LAHORE: Taxpayers involved in money laundering prefer to challenge the jurisdiction of the income tax department instead of proving their innocence, said sources.
According to the sources, the taxpayers take the plea that the accounts of the company are being regularly audited and the company and the directors are being assessed as a taxpayer since last many years with no complaint of any concealment of income. Therefore, the proceedings initiated against them under the Anti Money Laundering Act (AMLA) are illegal and without jurisdiction.
They said the taxpayers also argue that since no penal consequence of criminal nature has been provided in the Income Tax Ordinance in case of any money laundering or tax evasion of Rs10 million and above, therefore, the tax department has no jurisdiction to lodge a complaint of money laundering against them, as it is only the jurisdiction of AMLA.
Those involved in money laundering also take the plea that the department has initiated anti money laundering proceedings against them when no complaint of incorrect or inaccurate submission of the statutory requirements against the company or its directors is under consideration of the Securities and Exchange Commission of Pakistan (SECP).
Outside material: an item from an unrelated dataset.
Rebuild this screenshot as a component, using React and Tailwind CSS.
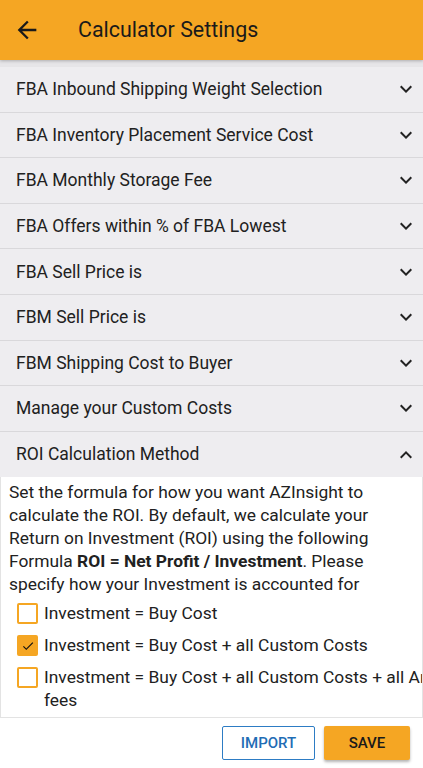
import { useState } from "react";

const sections = [
  "FBA Inbound Shipping Weight Selection",
  "FBA Inventory Placement Service Cost",
  "FBA Monthly Storage Fee",
  "FBA Offers within % of FBA Lowest",
  "FBA Sell Price is",
  "FBM Sell Price is",
  "FBM Shipping Cost to Buyer",
  "Manage your Custom Costs",
];

const options = [
  "Investment = Buy Cost",
  "Investment = Buy Cost + all Custom Costs",
  "Investment = Buy Cost + all Custom Costs + all Amazon fees",
];

function Chevron({ up }) {
  return (
    <svg width="24" height="24" viewBox="0 0 24 24" className={up ? "rotate-180" : ""}>
      <path d="M16.59 8.59L12 13.17 7.41 8.59 6 10l6 6 6-6z" fill="#222" />
    </svg>
  );
}

function Checkbox({ checked, onClick }) {
  return (
    <button
      onClick={onClick}
      className={`w-[21px] h-[21px] shrink-0 rounded-[2px] border-2 border-[#f5a623] flex items-center justify-center ${
        checked ? "bg-[#f5a623]" : "bg-white"
      }`}
    >
      {checked && (
        <svg width="14" height="14" viewBox="0 0 24 24">
          <path d="M9 16.17L4.83 12l-1.42 1.41L9 19 21 7l-1.41-1.41z" fill="#111" />
        </svg>
      )}
    </button>
  );
}

export default function App() {
  const [selected, setSelected] = useState(1);

  return (
    <div className="w-[423px] h-[768px] overflow-hidden flex flex-col bg-white font-['Roboto',sans-serif] text-[#212121]">
      {/* top bar */}
      <div className="h-[60px] shrink-0 bg-[#f5a623] flex items-center shadow-[0_1px_3px_rgba(0,0,0,0.25)] relative z-10">
        <button className="ml-[13px] w-[28px] h-[28px]">
          <svg width="28" height="28" viewBox="0 0 24 24">
            <path d="M20 11H7.83l5.59-5.59L12 4l-8 8 8 8 1.41-1.41L7.83 13H20v-2z" fill="#1a1a1a" />
          </svg>
        </button>
        <h1 className="ml-[37px] text-[21.4px] text-[#1a1a1a]">Calculator Settings</h1>
      </div>

      <div className="flex-1 flex flex-col overflow-hidden bg-[#e7e6e9]">
        <div className="h-[7px] shrink-0 bg-[#e6e5e8]" />
        {sections.map((s) => (
          <div
            key={s}
            className="h-[45.6px] shrink-0 flex items-center justify-between pl-4 pr-[5px] bg-[#eeedf0] border-b border-[#d9d8db]"
          >
            <span className="text-[17.5px]">{s}</span>
            <Chevron />
          </div>
        ))}
        <div className="h-[45.6px] shrink-0 flex items-center justify-between pl-4 pr-[5px] bg-[#eeedf0]">
          <span className="text-[17.5px]">ROI Calculation Method</span>
          <Chevron up />
        </div>

        <div className="h-[241px] shrink-0 bg-white border border-[#e3e3e3] border-t-0 pl-[8px] pt-[4px] overflow-hidden">
          <p className="text-[17.4px] leading-[23px] pr-3">
            Set the formula for how you want AZInsight to calculate the ROI. By default, we calculate your
            Return on Investment (ROI) using the following Formula{" "}
            <b className="font-bold">ROI = Net Profit / Investment</b>. Please specify how your Investment is
            accounted for
          </p>
          <div className="mt-[7px] flex flex-col gap-[10px] pl-2">
            {options.map((o, i) => (
              <div key={o} className="flex items-start gap-[6px]">
                <Checkbox checked={selected === i} onClick={() => setSelected(i)} />
                <span className="text-[17.4px] leading-[23px] -mt-[1px] w-[440px] shrink-0">{o}</span>
              </div>
            ))}
          </div>
        </div>

        <div className="flex-1 bg-white flex items-start justify-end gap-[9px] pr-[13px] pt-[8px]">
          <button className="w-[93px] h-[34px] border border-[#2d7cc4] rounded-[2px] text-[#1f6db5] text-[15px] font-medium bg-white">
            IMPORT
          </button>
          <button className="w-[86px] h-[34px] bg-[#f5a623] rounded-[2px] text-[#1a1a1a] text-[15px] font-medium shadow-[0_2px_3px_rgba(0,0,0,0.3)]">
            SAVE
          </button>
        </div>
      </div>
    </div>
  );
}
According to the sources, the ultra rich taxpayers spend hefty pints to approach the highest appellate forums without realizing that criminal matters couldn’t be taken up in writ petitions since the same require detailed deliberation, lengthy arguments, recording of evidence and examination of witnesses etc.
They pointed out that the Income Tax Ordinance 2001 clearly reveals that in respect of matters which concerns evasion of taxes over Rs10 million or above, the same is referable to be dealt with under special law of AMLA, therefore, the plea that the department has no jurisdiction is always out of place and incorrect. They added that it is the directorate general office, which has been given jurisdiction to evaluate such type of matters.